--- start Material provided ---

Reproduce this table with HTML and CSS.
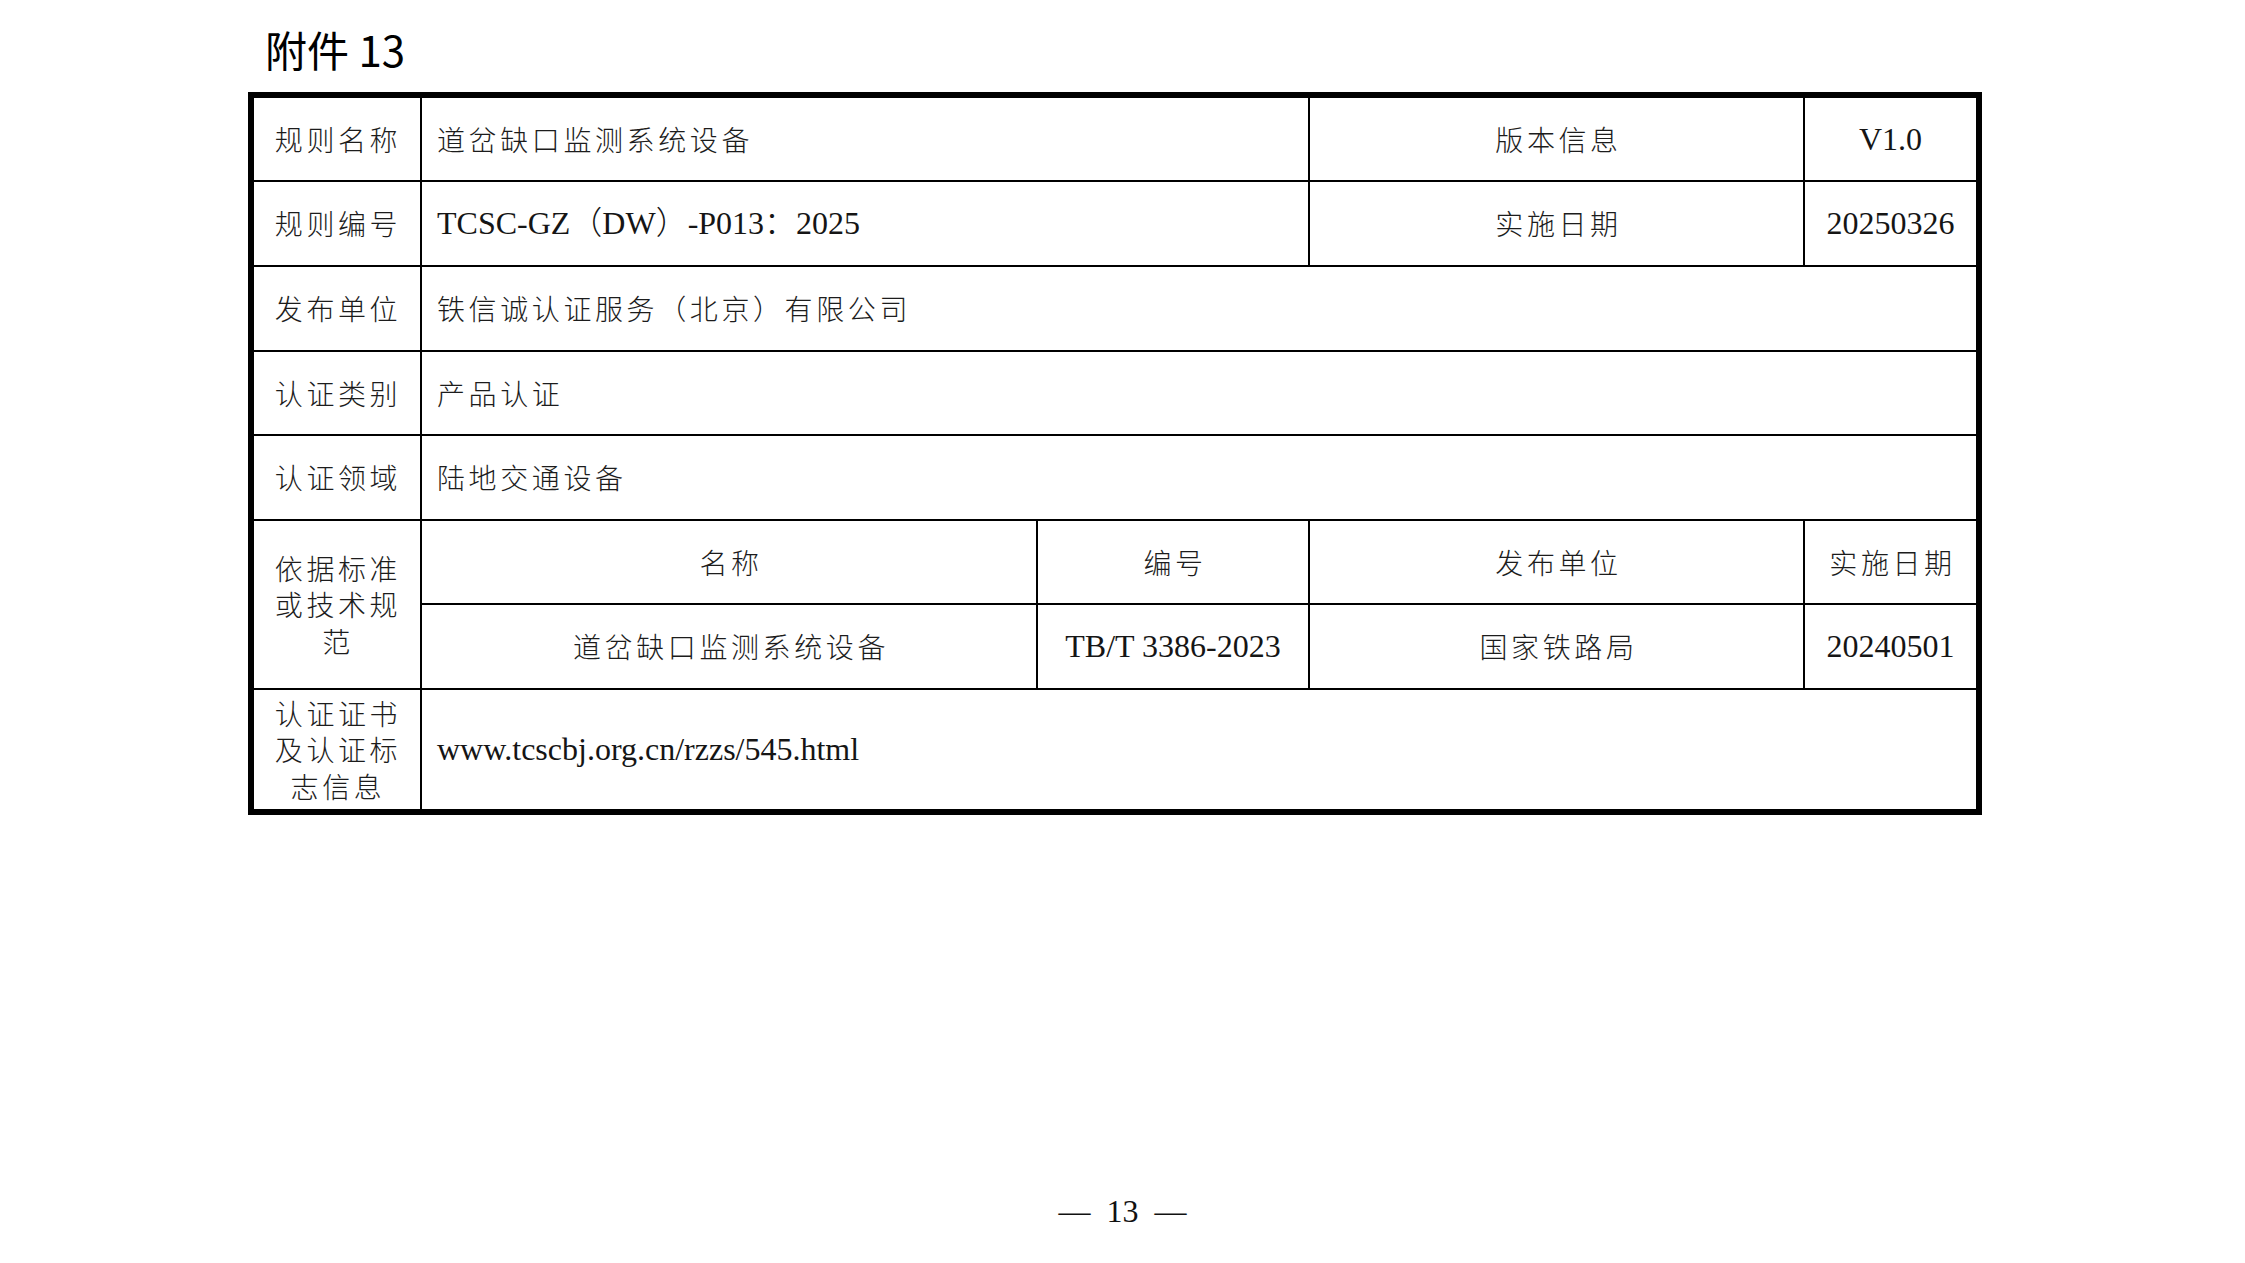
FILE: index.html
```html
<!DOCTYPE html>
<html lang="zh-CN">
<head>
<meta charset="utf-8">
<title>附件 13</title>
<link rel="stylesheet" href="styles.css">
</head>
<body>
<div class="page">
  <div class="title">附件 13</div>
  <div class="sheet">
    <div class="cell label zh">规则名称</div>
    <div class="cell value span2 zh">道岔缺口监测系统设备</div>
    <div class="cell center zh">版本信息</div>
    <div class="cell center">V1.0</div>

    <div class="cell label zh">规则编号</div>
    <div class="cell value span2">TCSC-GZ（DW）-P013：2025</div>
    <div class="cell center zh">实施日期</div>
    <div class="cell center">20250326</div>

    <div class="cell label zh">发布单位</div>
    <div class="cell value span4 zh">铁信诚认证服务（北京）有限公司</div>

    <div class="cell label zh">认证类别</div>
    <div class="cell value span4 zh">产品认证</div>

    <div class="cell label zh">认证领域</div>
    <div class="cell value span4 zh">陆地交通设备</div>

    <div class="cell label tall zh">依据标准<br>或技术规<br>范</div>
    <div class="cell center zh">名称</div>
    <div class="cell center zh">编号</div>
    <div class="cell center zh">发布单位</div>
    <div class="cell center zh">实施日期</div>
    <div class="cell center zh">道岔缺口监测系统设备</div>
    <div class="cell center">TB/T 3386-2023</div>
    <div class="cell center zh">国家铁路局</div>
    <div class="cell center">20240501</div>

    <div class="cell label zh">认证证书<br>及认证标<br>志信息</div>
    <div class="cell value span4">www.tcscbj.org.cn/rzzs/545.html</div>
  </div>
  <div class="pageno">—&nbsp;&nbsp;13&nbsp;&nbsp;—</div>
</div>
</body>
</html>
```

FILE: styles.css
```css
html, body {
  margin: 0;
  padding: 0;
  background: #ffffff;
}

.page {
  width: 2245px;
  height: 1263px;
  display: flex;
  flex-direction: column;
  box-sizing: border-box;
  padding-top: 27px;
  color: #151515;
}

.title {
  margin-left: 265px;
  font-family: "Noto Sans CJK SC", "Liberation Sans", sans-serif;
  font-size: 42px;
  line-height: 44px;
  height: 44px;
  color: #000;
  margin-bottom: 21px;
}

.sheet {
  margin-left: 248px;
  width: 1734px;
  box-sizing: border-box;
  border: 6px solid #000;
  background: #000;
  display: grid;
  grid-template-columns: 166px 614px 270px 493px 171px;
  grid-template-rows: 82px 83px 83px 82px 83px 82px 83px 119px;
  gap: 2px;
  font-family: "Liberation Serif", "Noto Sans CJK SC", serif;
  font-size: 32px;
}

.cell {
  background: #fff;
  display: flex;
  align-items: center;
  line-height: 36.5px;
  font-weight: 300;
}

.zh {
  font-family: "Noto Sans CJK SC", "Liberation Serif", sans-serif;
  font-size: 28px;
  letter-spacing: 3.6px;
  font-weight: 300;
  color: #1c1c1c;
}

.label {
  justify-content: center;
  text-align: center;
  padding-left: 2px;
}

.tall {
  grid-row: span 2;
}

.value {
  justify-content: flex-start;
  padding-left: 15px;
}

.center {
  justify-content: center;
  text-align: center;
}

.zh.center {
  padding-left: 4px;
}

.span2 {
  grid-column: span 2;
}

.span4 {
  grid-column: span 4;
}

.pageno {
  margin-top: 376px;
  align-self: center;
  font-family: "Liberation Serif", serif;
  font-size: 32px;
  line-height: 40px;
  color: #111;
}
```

--- end Material provided ---

#### [To do]
Copy out every line of the material above exactly, skipping the pictures.

#### [Complete response]
Reproduce this table with HTML and CSS.
FILE: index.html
```html
<!DOCTYPE html>
<html lang="zh-CN">
<head>
<meta charset="utf-8">
<title>附件 13</title>
<link rel="stylesheet" href="styles.css">
</head>
<body>
<div class="page">
  <div class="title">附件 13</div>
  <div class="sheet">
    <div class="cell label zh">规则名称</div>
    <div class="cell value span2 zh">道岔缺口监测系统设备</div>
    <div class="cell center zh">版本信息</div>
    <div class="cell center">V1.0</div>

    <div class="cell label zh">规则编号</div>
    <div class="cell value span2">TCSC-GZ（DW）-P013：2025</div>
    <div class="cell center zh">实施日期</div>
    <div class="cell center">20250326</div>

    <div class="cell label zh">发布单位</div>
    <div class="cell value span4 zh">铁信诚认证服务（北京）有限公司</div>

    <div class="cell label zh">认证类别</div>
    <div class="cell value span4 zh">产品认证</div>

    <div class="cell label zh">认证领域</div>
    <div class="cell value span4 zh">陆地交通设备</div>

    <div class="cell label tall zh">依据标准<br>或技术规<br>范</div>
    <div class="cell center zh">名称</div>
    <div class="cell center zh">编号</div>
    <div class="cell center zh">发布单位</div>
    <div class="cell center zh">实施日期</div>
    <div class="cell center zh">道岔缺口监测系统设备</div>
    <div class="cell center">TB/T 3386-2023</div>
    <div class="cell center zh">国家铁路局</div>
    <div class="cell center">20240501</div>

    <div class="cell label zh">认证证书<br>及认证标<br>志信息</div>
    <div class="cell value span4">www.tcscbj.org.cn/rzzs/545.html</div>
  </div>
  <div class="pageno">—&nbsp;&nbsp;13&nbsp;&nbsp;—</div>
</div>
</body>
</html>
```

FILE: styles.css
```css
html, body {
  margin: 0;
  padding: 0;
  background: #ffffff;
}

.page {
  width: 2245px;
  height: 1263px;
  display: flex;
  flex-direction: column;
  box-sizing: border-box;
  padding-top: 27px;
  color: #151515;
}

.title {
  margin-left: 265px;
  font-family: "Noto Sans CJK SC", "Liberation Sans", sans-serif;
  font-size: 42px;
  line-height: 44px;
  height: 44px;
  color: #000;
  margin-bottom: 21px;
}

.sheet {
  margin-left: 248px;
  width: 1734px;
  box-sizing: border-box;
  border: 6px solid #000;
  background: #000;
  display: grid;
  grid-template-columns: 166px 614px 270px 493px 171px;
  grid-template-rows: 82px 83px 83px 82px 83px 82px 83px 119px;
  gap: 2px;
  font-family: "Liberation Serif", "Noto Sans CJK SC", serif;
  font-size: 32px;
}

.cell {
  background: #fff;
  display: flex;
  align-items: center;
  line-height: 36.5px;
  font-weight: 300;
}

.zh {
  font-family: "Noto Sans CJK SC", "Liberation Serif", sans-serif;
  font-size: 28px;
  letter-spacing: 3.6px;
  font-weight: 300;
  color: #1c1c1c;
}

.label {
  justify-content: center;
  text-align: center;
  padding-left: 2px;
}

.tall {
  grid-row: span 2;
}

.value {
  justify-content: flex-start;
  padding-left: 15px;
}

.center {
  justify-content: center;
  text-align: center;
}

.zh.center {
  padding-left: 4px;
}

.span2 {
  grid-column: span 2;
}

.span4 {
  grid-column: span 4;
}

.pageno {
  margin-top: 376px;
  align-self: center;
  font-family: "Liberation Serif", serif;
  font-size: 32px;
  line-height: 40px;
  color: #111;
}
```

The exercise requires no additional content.